Barack Obama has signed a new bill banning some top Belarusian officials from visiting the United States — and requiring Washington to monitor restrictions on press freedom and human rights abuses in Belarus — because President Alexandr Lukashenko wantonly jails political opponents and journalists.
Sound familiar?
Those are hallmarks of Uzbekistan strongman Islam Karimov’s regime, where journalists are regularly imprisoned and critics tortured. Says the Committee to Project Journalists (CPJ): “He personally oversaw the May 2005 massacre in the city of Andijan, and his regime virtually annihilated the independent press after it spread the word about those brutalities.” But instead of censure, Karimov “has received stunningly cordial treatment from the Obama administration,” including, in the past few months, a friendly phone call from the president and a visit from Secretary of State Hillary Clinton.
Here is what CPJ had to Say:
There are scores of examples to position the Uzbek leader as far more brutal and dictatorial than Lukashenko’s regime. The human rights abuses include forced child labor; arbitrary detentions and torture of detainees; harassment of lawyers and imprisonment of rights defenders; absolute state control over the media and Internet; and eviction of the last international monitor–Human Rights Watch–from its offices in Tashkent. All of these and other issues are listed in the U.S. State Department’s own 2010 Human Rights report for Uzbekistan, which brands the country as “an authoritarian state.”
Yet, in September, Karimov received a warm phone call from Obama, and heard appraisal on his “progress” in human rights from Secretary of State Hillary Clinton during her October visit to Tashkent. Also last year, the U.S. Congress removed what was left of the 2004 arms embargo imposed against Uzbekistan in connection with its grave human rights record.
And here is a bit of explanation (Not talking ‘justification’!) from Eurasia Net:
So why the double standard? The answer, as EurasiaNet readers know, is that Uzbekistan is essential to prosecuting the war in Afghanistan. Because Pakistan does not offer a reliable supply route to Afghanistan, Washington has turned to post-Soviet Central Asia for a transit corridor. Most supplies for the NATO war effort now arrive via the Northern Distribution Network, a web of rail and truck traffic that ultimately bottlenecks in Uzbekistan before crossing over into northern Afghanistan.

This isn’t the first time a respected watchdog has slammed the hypocrisy in Obama’s realpolitik. With Uzbekistan increasingly essential to the war, it won’t be the last.
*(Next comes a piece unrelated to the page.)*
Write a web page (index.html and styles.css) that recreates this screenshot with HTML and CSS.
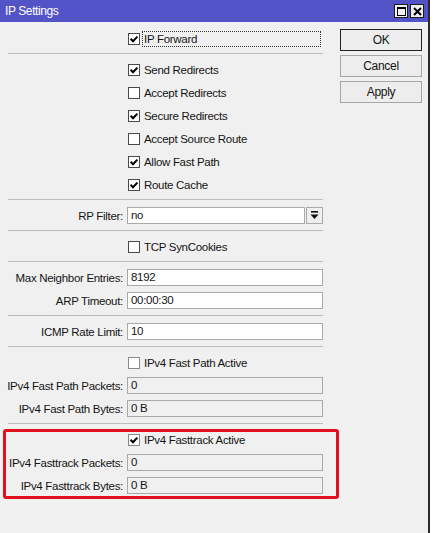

Yah, call it realpolitik, call it forced by necessity, call it whatever – everyone, anyone with a semi-working brain, would tell you what this is: hypocrisy. You see, the atrocious practices cited for Uzbekistan could be grounds (read ‘excuses’) for sanctions, no fly zone, embargo, and ultimately outright war if it were Syria, Iran, and soon to join the list-Venezuela. In this case, it is our dictator, it is our regime, and it is our water-carrying nation for our nasty-dirty-shady operations and wars. Thus, our president-government goes into its ‘praise-financial aid-military support-trade’ mode. Consistency is the enemy of hypocrisy. Otherwise, Mr. Obama would be talking Central Asia League Observers, Sanctions, and War Threats for Uzbekistan.